In response to growing challenges facing independent ASCs, healthcare consultant Gregg Gordon launched Surgical Solutions IPA, one of the nation’s first independent practice associations dedicated exclusively to ASCs, in 2024.
The New York City-based organization aims to bring together independent ASCs to improve negotiating leverage with payers, reduce administrative overhead and ultimately lower the total cost of care.
“This has been a long time coming,” Mr. Gordon told Becker’s. “It’s been an unoccupied space for ASCs, and I think the timing is finally right.”
Mr. Gordon, who has worked on both the provider and payer sides of the healthcare industry, said ASCs have historically been left out of the IPA conversation.

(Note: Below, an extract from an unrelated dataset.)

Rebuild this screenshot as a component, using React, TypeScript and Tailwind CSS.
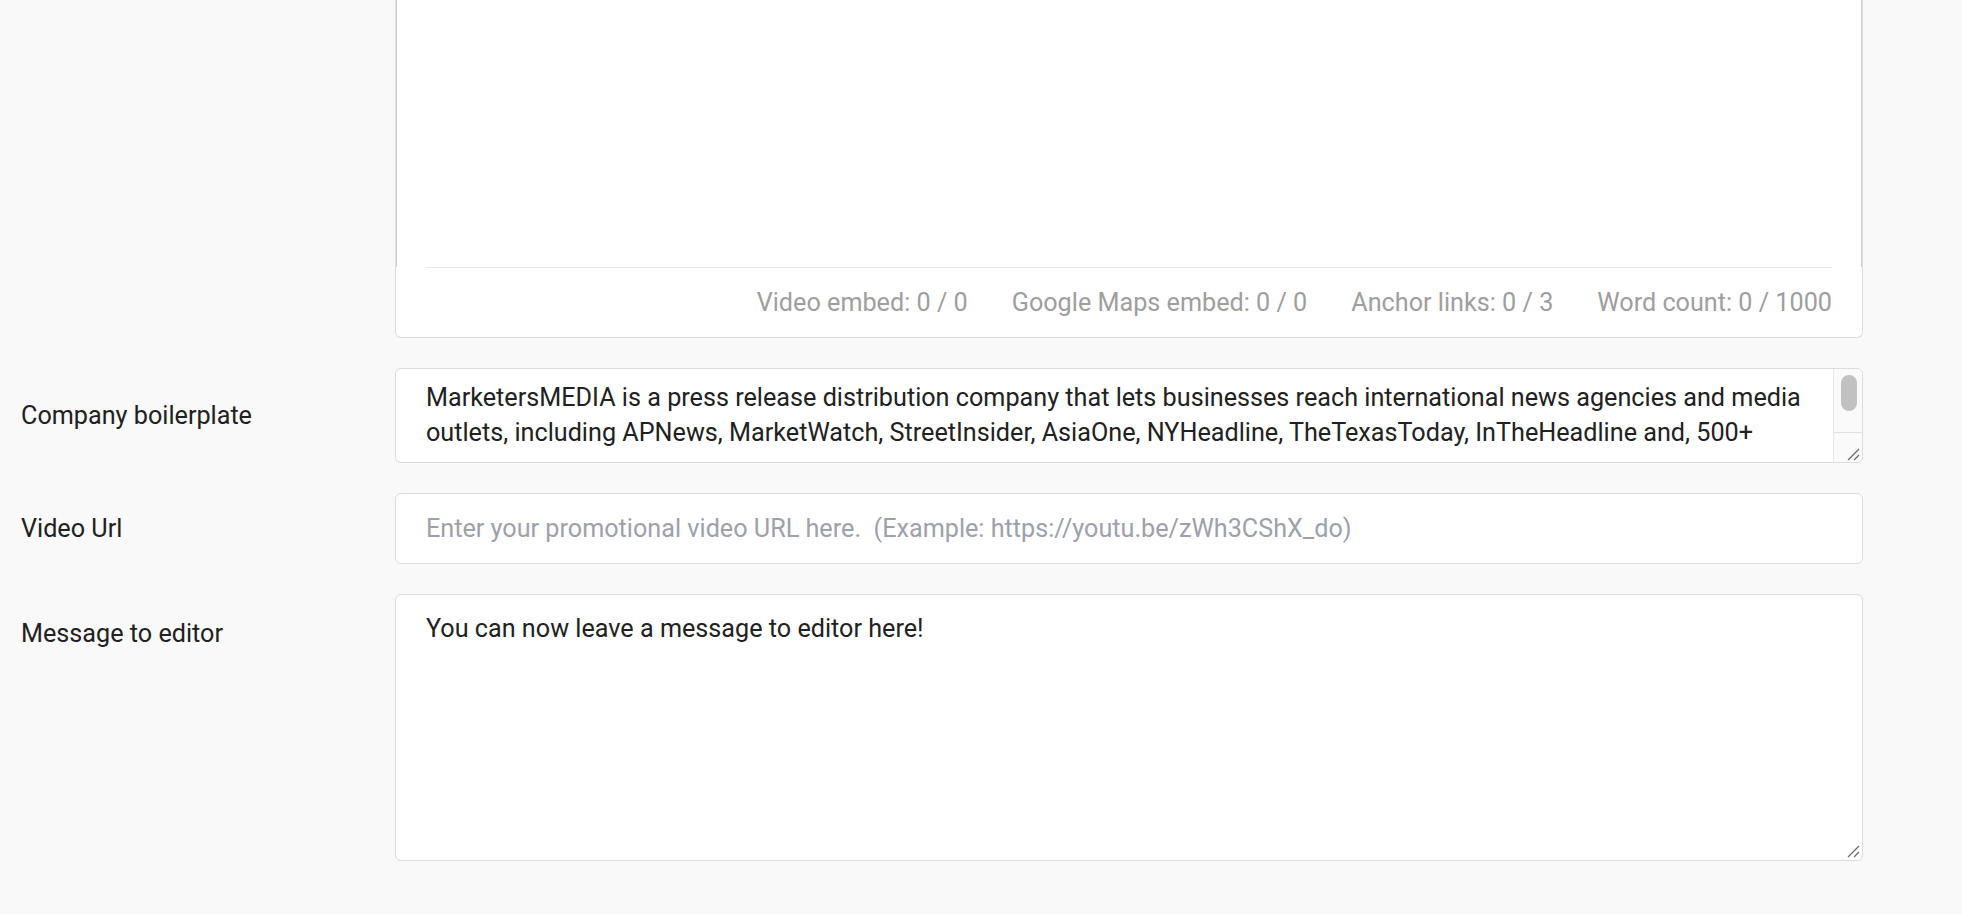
import React from "react";

function ResizeGrip() {
  return (
    <svg width="14" height="14" viewBox="0 0 14 14" className="text-[#6b6b6b]">
      <path d="M2 13 L13 2" stroke="currentColor" strokeWidth="1.3" />
      <path d="M8 13 L13 8" stroke="currentColor" strokeWidth="1.3" />
    </svg>
  );
}

function FormRow({
  label,
  labelClass,
  children,
}: {
  label?: string;
  labelClass?: string;
  children: React.ReactNode;
}) {
  return (
    <div className={"flex " + (labelClass ?? "")}>
      <div className="w-[374px] shrink-0">{label}</div>
      <div className="flex-1 min-w-0 flex">{children}</div>
    </div>
  );
}

export default function App() {
  return (
    <div className="min-h-screen bg-[#f9f9f9] font-[family-name:Roboto,sans-serif] text-[25.2px] leading-[35px] text-[#212121]">
      <div className="flex flex-col gap-[30px] pl-[21px] pr-[99px] pb-[54px]">
        <FormRow>
          <div className="flex-1 bg-white border border-t-0 border-[#dcdcdc] rounded-b-[6px]">
            <div className="h-[267px] border-x border-[#d0d0d0]" />
            <div className="px-[30px]">
              <div className="h-[70px] border-t border-[#e8e8e8] flex items-center justify-end gap-[44px] text-[#9e9e9e]">
                <span>Video embed: 0 / 0</span>
                <span>Google Maps embed: 0 / 0</span>
                <span>Anchor links: 0 / 3</span>
                <span>Word count: 0 / 1000</span>
              </div>
            </div>
          </div>
        </FormRow>

        <FormRow label="Company boilerplate" labelClass="items-center">
          <div className="flex-1 h-[95px] flex bg-white border border-[#dcdcdc] rounded-[6px] overflow-hidden">
            <div className="flex-1 min-w-0 h-[82px] overflow-hidden pl-[30px] pr-[30px] pt-[11px]">
              MarketersMEDIA is a press release distribution company that lets businesses reach
              international news agencies and media outlets, including APNews, MarketWatch,
              StreetInsider, AsiaOne, NYHeadline, TheTexasToday, InTheHeadline and, 500+ other
              news websites across the globe.
            </div>
            <div className="w-[29px] shrink-0 flex flex-col border-l border-[#e6e6e6] bg-[#fafafa]">
              <div className="flex-1 flex justify-center pt-[6px] pl-[2px]">
                <div className="w-[16px] h-[36px] rounded-full bg-[#c1c1c1]" />
              </div>
              <div className="h-[30px] border-t border-[#e0e0e0] flex items-end justify-end pr-[2px] pb-[1px]">
                <ResizeGrip />
              </div>
            </div>
          </div>
        </FormRow>

        <FormRow label="Video Url" labelClass="items-center">
          <input
            type="text"
            placeholder="Enter your promotional video URL here.  (Example: https://youtu.be/zWh3CShX_do)"
            className="flex-1 h-[71px] bg-white border border-[#dcdcdc] rounded-[6px] px-[30px] outline-none placeholder:text-[#9ca1ab]"
          />
        </FormRow>

        <FormRow label="Message to editor" labelClass="[&>div:first-child]:pt-[22px]">
          <div className="relative flex-1 flex">
            <textarea
              defaultValue="You can now leave a message to editor here!"
              className="flex-1 h-[267px] bg-white border border-[#dcdcdc] rounded-[6px] px-[30px] pt-[16px] outline-none resize-none leading-[35px]"
            />
            <div className="absolute right-[3px] bottom-[3px] pointer-events-none">
              <ResizeGrip />
            </div>
          </div>
        </FormRow>
      </div>
    </div>
  );
}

“In the past, ASCs weren’t as ubiquitous as they are now,” he said. “Many believed their value proposition would eventually be recognized by payers, vendors and others. So they didn’t see the need to organize or form structures like SSIPA. But the landscape has changed.”
That shift, he said, includes growing consolidation among hospital systems and insurers, paired with skyrocketing operating costs for ASCs that have outpaced stagnant reimbursement rates.
“No single ASC has enough leverage to compel payers to negotiate in good faith,” Mr. Gordon said. “Sometimes it’s a struggle just to get a copy of the contract, let alone renegotiate it.”
Currently, SSIPA is partnered with 14 ASCs across New York and expects to expand in the second quarter of 2025. The IPA is also planning to enter the New Jersey market by the end of the year, with ambitions to scale nationally.
“This is definitely a franchisable model,” Mr. Gordon said. “We’ve built a strong operational infrastructure, pulled together a stellar advisory board with some real heavy hitters, and everyone’s been working pro bono to get this off the ground.”
SSIPA’s two-year road map involves focused growth in markets where existing relationships already exist, with cities and regions such as Boston, Chicago, Nashville, Tenn., and South Florida under consideration for expansion.
“By 2027, I expect we’ll be operating in several new markets,” Mr. Gordon said. “The dynamics are similar: high consolidation, rising costs and limited leverage for smaller players.”
With more than three decades of experience navigating both sides of the negotiating table, Mr. Gordon sees SSIPA as a unifying solution.
“This isn’t about fighting payers or hospitals. It’s about building something that benefits everyone — especially the patient,” he said. “Because at the end of the day, everything starts and ends with the patient.”